▸ **THE INPUT**
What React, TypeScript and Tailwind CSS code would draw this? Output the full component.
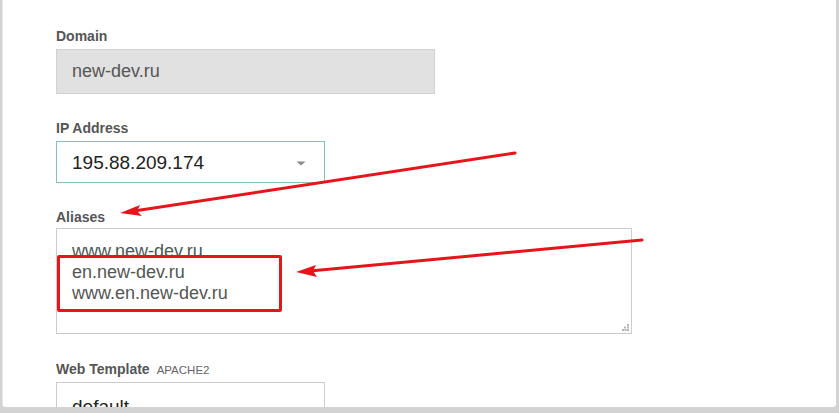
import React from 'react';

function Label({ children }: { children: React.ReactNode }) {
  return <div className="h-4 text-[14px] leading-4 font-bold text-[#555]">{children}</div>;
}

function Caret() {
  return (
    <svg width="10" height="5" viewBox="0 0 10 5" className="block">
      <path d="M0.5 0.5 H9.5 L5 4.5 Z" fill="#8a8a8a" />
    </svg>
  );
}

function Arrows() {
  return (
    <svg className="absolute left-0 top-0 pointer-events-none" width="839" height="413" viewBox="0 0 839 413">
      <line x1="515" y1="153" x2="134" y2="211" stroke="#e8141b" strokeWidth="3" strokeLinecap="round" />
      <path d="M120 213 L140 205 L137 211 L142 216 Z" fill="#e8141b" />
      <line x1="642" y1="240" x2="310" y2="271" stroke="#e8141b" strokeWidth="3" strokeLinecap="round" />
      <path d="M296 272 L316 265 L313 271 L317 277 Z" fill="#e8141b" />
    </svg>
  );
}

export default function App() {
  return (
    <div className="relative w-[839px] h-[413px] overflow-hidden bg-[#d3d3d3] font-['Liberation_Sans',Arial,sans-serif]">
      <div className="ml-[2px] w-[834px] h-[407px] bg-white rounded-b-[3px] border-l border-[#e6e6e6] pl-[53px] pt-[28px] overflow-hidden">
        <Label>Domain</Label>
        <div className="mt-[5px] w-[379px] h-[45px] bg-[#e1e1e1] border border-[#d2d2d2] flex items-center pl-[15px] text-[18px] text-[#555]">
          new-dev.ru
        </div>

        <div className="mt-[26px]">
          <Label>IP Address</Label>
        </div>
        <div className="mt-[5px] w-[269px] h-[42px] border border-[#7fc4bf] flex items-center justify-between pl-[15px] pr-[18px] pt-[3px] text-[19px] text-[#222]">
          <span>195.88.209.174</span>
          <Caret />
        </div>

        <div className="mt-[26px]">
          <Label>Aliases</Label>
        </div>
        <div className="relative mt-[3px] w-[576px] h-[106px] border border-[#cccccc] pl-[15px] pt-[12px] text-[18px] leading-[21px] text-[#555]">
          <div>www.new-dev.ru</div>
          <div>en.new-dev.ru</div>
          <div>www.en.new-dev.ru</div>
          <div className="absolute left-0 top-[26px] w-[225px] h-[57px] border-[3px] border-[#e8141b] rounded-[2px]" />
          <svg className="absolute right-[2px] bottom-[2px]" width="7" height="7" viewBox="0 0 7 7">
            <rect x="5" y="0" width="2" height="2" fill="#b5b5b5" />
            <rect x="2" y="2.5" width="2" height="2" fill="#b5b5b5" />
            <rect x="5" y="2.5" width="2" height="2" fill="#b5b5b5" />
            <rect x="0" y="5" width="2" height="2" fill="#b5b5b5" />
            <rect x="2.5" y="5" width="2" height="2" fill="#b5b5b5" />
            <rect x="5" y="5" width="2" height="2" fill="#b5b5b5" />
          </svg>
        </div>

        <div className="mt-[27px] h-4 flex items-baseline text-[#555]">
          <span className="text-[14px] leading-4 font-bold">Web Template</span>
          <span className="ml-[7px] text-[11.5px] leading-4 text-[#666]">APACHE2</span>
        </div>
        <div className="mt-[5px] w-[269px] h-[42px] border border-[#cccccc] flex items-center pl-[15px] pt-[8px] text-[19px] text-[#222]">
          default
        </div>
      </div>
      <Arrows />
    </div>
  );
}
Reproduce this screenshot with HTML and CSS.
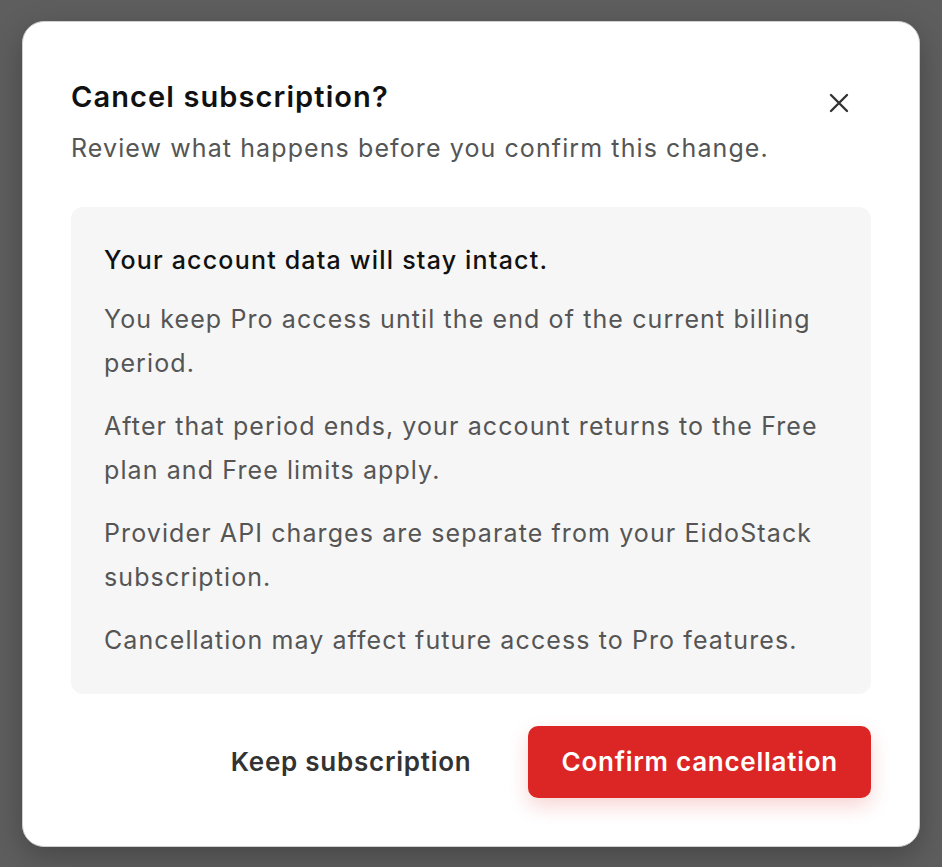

▸ **GIVEN PROBLEM**
Pictures are to be left out; repeat all the remaining data exactly.

▸ **RESPONSE**
What React, TypeScript and Tailwind CSS code would draw this? Output the full component.
import React from 'react';

function Label({ children }: { children: React.ReactNode }) {
  return <div className="h-4 text-[14px] leading-4 font-bold text-[#555]">{children}</div>;
}

function Caret() {
  return (
    <svg width="10" height="5" viewBox="0 0 10 5" className="block">
      <path d="M0.5 0.5 H9.5 L5 4.5 Z" fill="#8a8a8a" />
    </svg>
  );
}

function Arrows() {
  return (
    <svg className="absolute left-0 top-0 pointer-events-none" width="839" height="413" viewBox="0 0 839 413">
      <line x1="515" y1="153" x2="134" y2="211" stroke="#e8141b" strokeWidth="3" strokeLinecap="round" />
      <path d="M120 213 L140 205 L137 211 L142 216 Z" fill="#e8141b" />
      <line x1="642" y1="240" x2="310" y2="271" stroke="#e8141b" strokeWidth="3" strokeLinecap="round" />
      <path d="M296 272 L316 265 L313 271 L317 277 Z" fill="#e8141b" />
    </svg>
  );
}

export default function App() {
  return (
    <div className="relative w-[839px] h-[413px] overflow-hidden bg-[#d3d3d3] font-['Liberation_Sans',Arial,sans-serif]">
      <div className="ml-[2px] w-[834px] h-[407px] bg-white rounded-b-[3px] border-l border-[#e6e6e6] pl-[53px] pt-[28px] overflow-hidden">
        <Label>Domain</Label>
        <div className="mt-[5px] w-[379px] h-[45px] bg-[#e1e1e1] border border-[#d2d2d2] flex items-center pl-[15px] text-[18px] text-[#555]">
          new-dev.ru
        </div>

        <div className="mt-[26px]">
          <Label>IP Address</Label>
        </div>
        <div className="mt-[5px] w-[269px] h-[42px] border border-[#7fc4bf] flex items-center justify-between pl-[15px] pr-[18px] pt-[3px] text-[19px] text-[#222]">
          <span>195.88.209.174</span>
          <Caret />
        </div>

        <div className="mt-[26px]">
          <Label>Aliases</Label>
        </div>
        <div className="relative mt-[3px] w-[576px] h-[106px] border border-[#cccccc] pl-[15px] pt-[12px] text-[18px] leading-[21px] text-[#555]">
          <div>www.new-dev.ru</div>
          <div>en.new-dev.ru</div>
          <div>www.en.new-dev.ru</div>
          <div className="absolute left-0 top-[26px] w-[225px] h-[57px] border-[3px] border-[#e8141b] rounded-[2px]" />
          <svg className="absolute right-[2px] bottom-[2px]" width="7" height="7" viewBox="0 0 7 7">
            <rect x="5" y="0" width="2" height="2" fill="#b5b5b5" />
            <rect x="2" y="2.5" width="2" height="2" fill="#b5b5b5" />
            <rect x="5" y="2.5" width="2" height="2" fill="#b5b5b5" />
            <rect x="0" y="5" width="2" height="2" fill="#b5b5b5" />
            <rect x="2.5" y="5" width="2" height="2" fill="#b5b5b5" />
            <rect x="5" y="5" width="2" height="2" fill="#b5b5b5" />
          </svg>
        </div>

        <div className="mt-[27px] h-4 flex items-baseline text-[#555]">
          <span className="text-[14px] leading-4 font-bold">Web Template</span>
          <span className="ml-[7px] text-[11.5px] leading-4 text-[#666]">APACHE2</span>
        </div>
        <div className="mt-[5px] w-[269px] h-[42px] border border-[#cccccc] flex items-center pl-[15px] pt-[8px] text-[19px] text-[#222]">
          default
        </div>
      </div>
      <Arrows />
    </div>
  );
}
Reproduce this screenshot with HTML and CSS.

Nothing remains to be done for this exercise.